Sent from my iPhone using Tapatalk


----------



## Brent H (Nov 25, 2020)

@Janger - it will be a couple of different projects that all slam into one another at some point.  I am re-making the gearing for my Cincinnati No 2. tool cutter grinder for the slow feed handle in the front.  The original was basic spur gears that slowed the feed down on a planetary type system.  The gearing that was on mine was slightly advanced and they went with a helical gear arrangement. 
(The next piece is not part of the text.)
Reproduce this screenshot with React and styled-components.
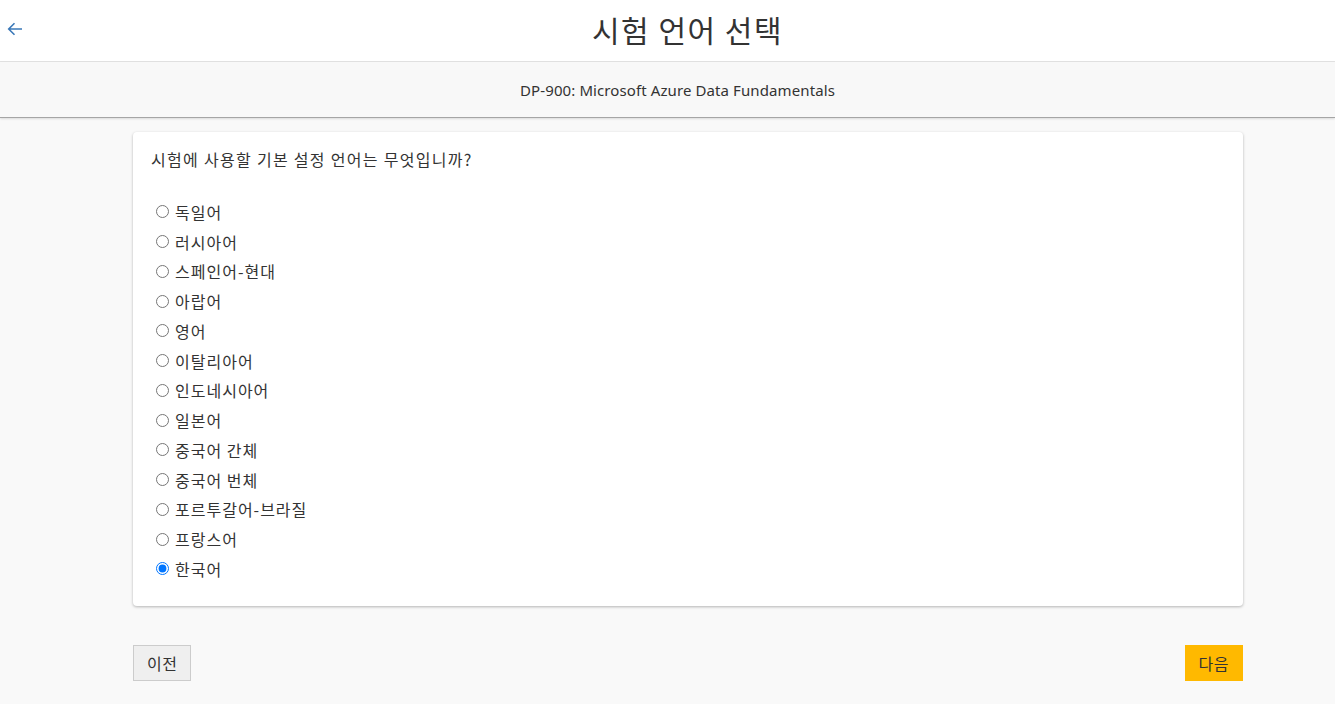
import React, { useState } from "react";
import styled, { createGlobalStyle } from "styled-components";

const Global = createGlobalStyle`
  html, body { margin: 0; padding: 0; }
  body {
    background: #f9f9f9;
    font-family: "Noto Sans CJK KR", "Noto Sans", sans-serif;
    color: #333;
  }
`;

const Page = styled.div`
  min-height: 704px;
  background: #f9f9f9;
`;

const Header = styled.header`
  height: 61px;
  background: #fff;
  border-bottom: 1px solid #e2e2e2;
  display: flex;
  align-items: center;
`;

const BackButton = styled.button`
  width: 40px;
  height: 61px;
  padding: 0 0 3px 7px;
  border: none;
  background: transparent;
  display: flex;
  align-items: center;
  justify-content: flex-start;
  cursor: pointer;
`;

const Title = styled.h1`
  flex: 1;
  margin: 0;
  text-align: center;
  font-size: 30px;
  font-weight: 400;
  letter-spacing: 1.5px;
  color: #333;
  line-height: 1;
  padding-bottom: 4px;
`;

const SubHeader = styled.div`
  height: 55px;
  padding-left: 20px;
  background: #f8f8f8;
  border-bottom: 1px solid #a5a5a5;
  box-shadow: 0 1px 2px rgba(0, 0, 0, 0.12);
  display: flex;
  align-items: center;
  justify-content: center;
  font-family: "Noto Sans", "Noto Sans CJK KR", sans-serif;
  font-size: 15px;
  letter-spacing: 0.1px;
  color: #333;
`;

const Main = styled.main`
  width: 1110px;
  margin-left: 133px;
  padding-top: 14px;
`;

const Card = styled.section`
  background: #fff;
  border-radius: 4px;
  box-shadow: 0 1px 3px rgba(0, 0, 0, 0.28);
  padding: 15px 18px 22px 18px;
`;

const Question = styled.p`
  margin: 0;
  font-size: 16px;
  line-height: 24px;
  color: #333;
  letter-spacing: 1.3px;
`;

const OptionList = styled.div`
  margin-top: 26px;
  display: flex;
  flex-direction: column;
`;

const Option = styled.label`
  display: flex;
  align-items: center;
  height: 29.75px;
  font-size: 16px;
  letter-spacing: 1px;
  color: #333;
  cursor: pointer;

  input {
    width: 13px;
    height: 13px;
    margin: 0 6px 0 5px;
    accent-color: #0075ff;
  }
`;

const Footer = styled.div`
  display: flex;
  justify-content: space-between;
  margin-top: 39px;
`;

const NavButton = styled.button`
  height: 36px;
  padding: 0 13px;
  font-family: "Noto Sans CJK KR", sans-serif;
  font-size: 16px;
  letter-spacing: 0.5px;
  color: #333;
  cursor: pointer;
  background: ${(p) => (p.$primary ? "#ffb900" : "#efefef")};
  border: 1px solid ${(p) => (p.$primary ? "#ffb900" : "#cccccc")};
  border-radius: 0;
`;

const languages = [
  "독일어",
  "러시아어",
  "스페인어-현대",
  "아랍어",
  "영어",
  "이탈리아어",
  "인도네시아어",
  "일본어",
  "중국어 간체",
  "중국어 번체",
  "포르투갈어-브라질",
  "프랑스어",
  "한국어",
];

export default function App() {
  const [lang, setLang] = useState("한국어");
  return (
    <Page>
      <Global />
      <Header>
        <BackButton aria-label="뒤로">
          <svg width="16" height="14" viewBox="0 0 16 14" fill="none">
            <path d="M15 7H2M7.5 1.2L1.7 7l5.8 5.8" stroke="#3a78b8" strokeWidth="1.6" />
          </svg>
        </BackButton>
        <Title>시험 언어 선택</Title>
      </Header>
      <SubHeader>DP-900: Microsoft Azure Data Fundamentals</SubHeader>
      <Main>
        <Card>
          <Question>시험에 사용할 기본 설정 언어는 무엇입니까?</Question>
          <OptionList>
            {languages.map((l) => (
              <Option key={l}>
                <input
                  type="radio"
                  name="lang"
                  checked={lang === l}
                  onChange={() => setLang(l)}
                />
                {l}
              </Option>
            ))}
          </OptionList>
        </Card>
        <Footer>
          <NavButton>이전</NavButton>
          <NavButton $primary>다음</NavButton>
        </Footer>
      </Main>
    </Page>
  );
}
parts 291, 293 and 304 will be rebuilt.  Part 293 needs a 1/8” keyway cut - it is about 2” long in cast iron. 
Here are some sketches:









Setting up on the lathe or mill to make the keyway in 293 will be a long tedious process with room for error and I only have a limited amount of the cast iron.  The operation of the unit is such that the  handle is pulled out to disengage and then pushed in so all the gearing is going properly.  

Other parts of the operation involve the NMTB30 taper gear cutter arbors I am making to hold the cutters.  These I need to mill in the 1/4" keyway, no problem, but I need to make the ring spacers and such to allow for other cutters to fit. - yes.... also could be slowly cut in on the lathe or mill but will be made out of 4140, so a little tougher and I will be zipping a 1/4" keyway.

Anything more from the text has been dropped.